My thought is to have a separate data structure that describes the regions and can generate the update iterators for you. You populate those region structures by scanning the world (or as you generate it). A simple example might be a HashSet of ordinate tuples. There might be smarter data structures for spatial mapping, but that’s an optimisation.

  • As you scan (or generate) a water tile, you tell the water-region about it.
  • That adds all the tile coordinates in the desired radius to the set. So on for however many other region types you need.
  • Then you iterate over all the tile coordinates in the water region, visiting each one to do the wetness-related updates. Then the next pass for the next region/property.
  • Each tile is only visited once per property, because the HashSet will effectively dedup tiles that are near >1 water tile.

At the end, you can discard the region maps, or keep them, depending on whether they’re needed or useful for later processing.


#12

@dcarosone, That looks like a really interesting suggestion! I might indeed take that path, and it certainly provides advantages (and a few disadvantages) over the setup I’m currently using.
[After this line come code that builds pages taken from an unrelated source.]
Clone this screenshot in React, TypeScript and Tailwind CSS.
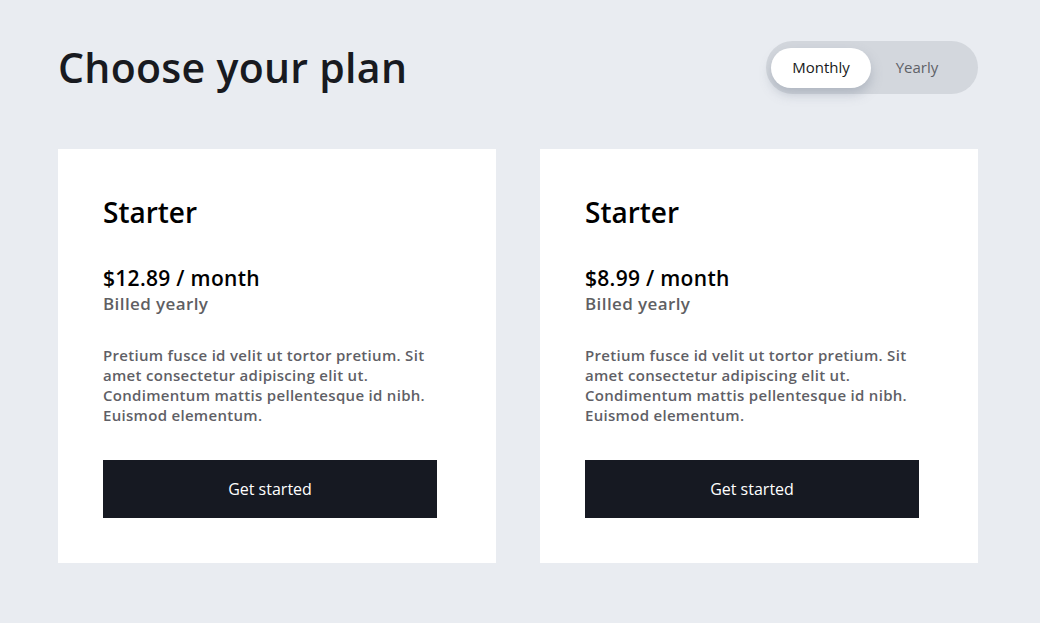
import { useState } from 'react';

const plans = [
  { name: 'Starter', price: '$12.89 / month' },
  { name: 'Starter', price: '$8.99 / month' },
];

const blurb =
  'Pretium fusce id velit ut tortor pretium. Sit amet consectetur adipiscing elit ut. Condimentum mattis pellentesque id nibh. Euismod elementum.';

const PlanCard = ({ name, price }: { name: string; price: string }) => (
  <div className="bg-white pl-[45px] pr-[59px] pt-[45px] pb-[45px]">
    <h2 className="text-[28px] leading-[36px] font-semibold text-black">{name}</h2>
    <p className="mt-[34px] text-[21px] leading-[28px] font-semibold tracking-[0.3px] text-black">{price}</p>
    <p className="text-[17px] leading-[24px] font-semibold tracking-[0.4px] text-[#5f5f63]">Billed yearly</p>
    <p className="mt-[29px] text-[15px] leading-[20px] font-semibold tracking-[0.3px] text-[#5f5f66]">{blurb}</p>
    <button className="mt-[35px] h-[58px] w-full bg-[#161922] text-[16px] font-medium text-white">
      Get started
    </button>
  </div>
);

export default function App() {
  const [period, setPeriod] = useState<'monthly' | 'yearly'>('monthly');

  return (
    <div className="min-h-screen bg-[#e9ecf1] pt-[41px] pb-[60px] font-['Open_Sans',sans-serif] text-[#181a20]">
      <div className="ml-[58px] w-[920px]">
        <header className="flex h-[53px] items-center justify-between">
          <h1 className="text-[41px] leading-[53px] font-semibold tracking-[0.3px]">Choose your plan</h1>
          <div className="flex h-[53px] w-[212px] items-center rounded-full bg-[#d3d7dd] px-[5px]">
            <button
              onClick={() => setPeriod('monthly')}
              className={`h-[40px] w-[100px] rounded-full text-[15px] ${
                period === 'monthly' ? 'bg-white text-[#181a20] shadow-[0_6px_12px_rgba(110,120,140,0.35)]' : 'text-[#5f6268]'
              }`}
            >
              Monthly
            </button>
            <button
              onClick={() => setPeriod('yearly')}
              className={`h-[40px] w-[92px] rounded-full text-[15px] ${
                period === 'yearly' ? 'bg-white text-[#181a20] shadow-[0_6px_12px_rgba(110,120,140,0.35)]' : 'text-[#5f6268]'
              }`}
            >
              Yearly
            </button>
          </div>
        </header>
        <div className="mt-[55px] grid grid-cols-2 gap-[44px]">
          {plans.map((p) => (
            <PlanCard key={p.price} name={p.name} price={p.price} />
          ))}
        </div>
      </div>
    </div>
  );
}
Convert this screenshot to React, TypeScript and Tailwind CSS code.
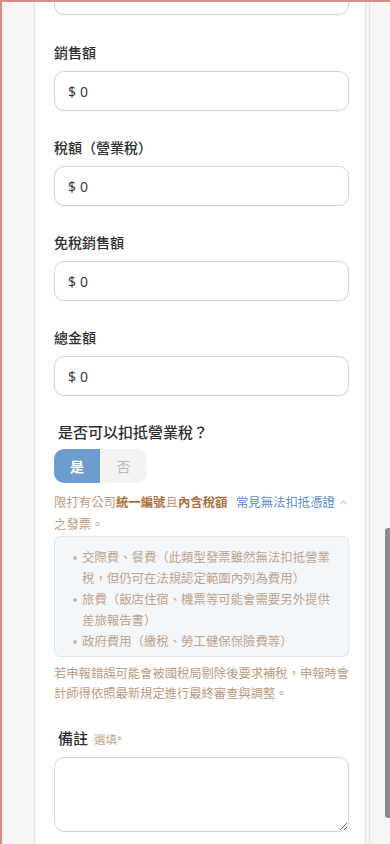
import React from "react";
import { ChevronUp } from "lucide-react";

const FONT = { fontFamily: '"Noto Sans", "Noto Sans CJK TC", sans-serif' };

function MoneyInput({ className = "", empty = false }: { className?: string; empty?: boolean }) {
  return (
    <div
      className={`h-[40px] rounded-[10px] border border-[#d3d3d3] bg-white flex items-center pl-[13px] text-[14px] text-[#3a3a3a] shadow-[0_1px_1px_rgba(0,0,0,0.04)] ${className}`}
    >
      {!empty && (
        <>
          <span>$</span>
          <span className="ml-[4px]">0</span>
        </>
      )}
    </div>
  );
}

function Field({ label, className = "" }: { label: string; className?: string }) {
  return (
    <div className={className}>
      <div className="h-[20px] leading-[20px] text-[14px] font-medium text-[#2e2e2e]">{label}</div>
      <MoneyInput className="mt-[8px]" />
    </div>
  );
}

export default function App() {
  return (
    <div
      style={FONT}
      className="relative h-[844px] w-[390px] overflow-hidden bg-[#f6f6f6] border-t-[2px] border-l-[2px] border-[#d98b87] flex"
    >
      <div className="w-[32px] shrink-0" />
      <div className="w-[332px] shrink-0 bg-white border-x border-[#e4e4e4] pl-[19px] pr-[16px]">
        <MoneyInput className="-mt-[27px]" empty />
        <Field label="銷售額" className="mt-[28px]" />
        <Field label="稅額（營業稅）" className="mt-[27px]" />
        <Field label="免稅銷售額" className="mt-[27px]" />
        <Field label="總金額" className="mt-[27px]" />

        <div className="mt-[25px] pl-[4px] h-[22px] leading-[22px] text-[15px] font-medium text-[#2e2e2e]">
          是否可以扣抵營業稅？
        </div>
        <div className="mt-[6px] flex w-[93px] h-[34px] rounded-[10px] overflow-hidden text-[14px]">
          <div className="w-[46px] bg-[#6d9ccf] text-white font-bold flex items-center justify-center">是</div>
          <div className="flex-1 bg-[#f3f3f3] text-[#b8b8b8] flex items-center justify-center">否</div>
        </div>

        <div className="mt-[9px] flex justify-between text-[12.4px] leading-[22px]">
          <div className="text-[#bd9a80] whitespace-nowrap">
            <div>
              限打有公司<span className="font-bold text-[#a8713f]">統一編號</span>且
              <span className="font-bold text-[#a8713f]">內含稅額</span>
            </div>
            <div>之發票。</div>
          </div>
          <div className="flex items-start text-[#5a8cc3] whitespace-nowrap">
            <span>常見無法扣抵憑證</span>
            <ChevronUp className="ml-[3px] mt-[5px] w-[11px] h-[11px] text-[#8aa8cc]" strokeWidth={2} />
          </div>
        </div>

        <div className="rounded-[6px] border border-[#dfe6ec] bg-[#f3f7fa] pt-[10px] pb-[4px] pl-[18px] pr-[12px] text-[12.4px] leading-[21px] text-[#bfa28b]">
          {[
            ["交際費、餐費（此類型發票雖然無法扣抵營業", "稅，但仍可在法規認定範圍內列為費用）"],
            ["旅費（飯店住宿、機票等可能會需要另外提供", "差旅報告書）"],
            ["政府費用（繳稅、勞工健保保險費等）"],
          ].map((lines, i) => (
            <div key={i} className="flex">
              <div className="w-[9px] shrink-0 pt-[9px]">
                <div className="w-[4px] h-[4px] rounded-full bg-[#c9b8aa]" />
              </div>
              <div className="whitespace-nowrap">
                {lines.map((l, j) => (
                  <div key={j}>{l}</div>
                ))}
              </div>
            </div>
          ))}
        </div>

        <div className="mt-[7px] text-[12.3px] leading-[20px] text-[#bb9a80] whitespace-nowrap">
          <div>若申報錯誤可能會被國稅局剔除後要求補稅，申報時會</div>
          <div>計師得依照最新規定進行最終審查與調整。</div>
        </div>

        <div className="mt-[24px] pl-[4px] h-[20px] leading-[20px] flex items-baseline">
          <span className="text-[15px] font-medium text-[#2e2e2e]">備註</span>
          <span className="ml-[6px] text-[11.5px] text-[#c5a488]">
            選填<span className="text-[9px] align-top">*</span>
          </span>
        </div>
        <textarea className="mt-[9px] block w-full h-[75px] rounded-[10px] border border-[#d3d3d3] bg-white resize-y outline-none" />
      </div>
      <div className="ml-[3px] flex-1 border-l border-[#e2e2e2]" />
      <div className="absolute right-0 top-[526px] w-[5px] h-[290px] rounded-l-[3px] bg-[#8c8c8c]" />
    </div>
  );
}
It’s late where I am but I’ll certainly look at your suggestions!


#13

A simple optimisation for memory usage, if you have a lot of region maps, might be to just keep a vec of the actual hits in the region (ie, list of water tiles notified), and separate the expansion-by-radius hashset to a finalisation stage as you’re preparing the iterator, so you only expand one region map at a time as you consume them.

But as noted, there are probably other better internal implementations, the key idea being to separate a region map that spans the tiles of interest.

And you might be able to make the update logic clearer, too, by combining sets. If there’s a thing that needs to be done only if the tile is both near-water and near-fire (or whatever), you can use set intersections or unions to visit those, rather then a lot of if-conditions looking at neighbours from each tile.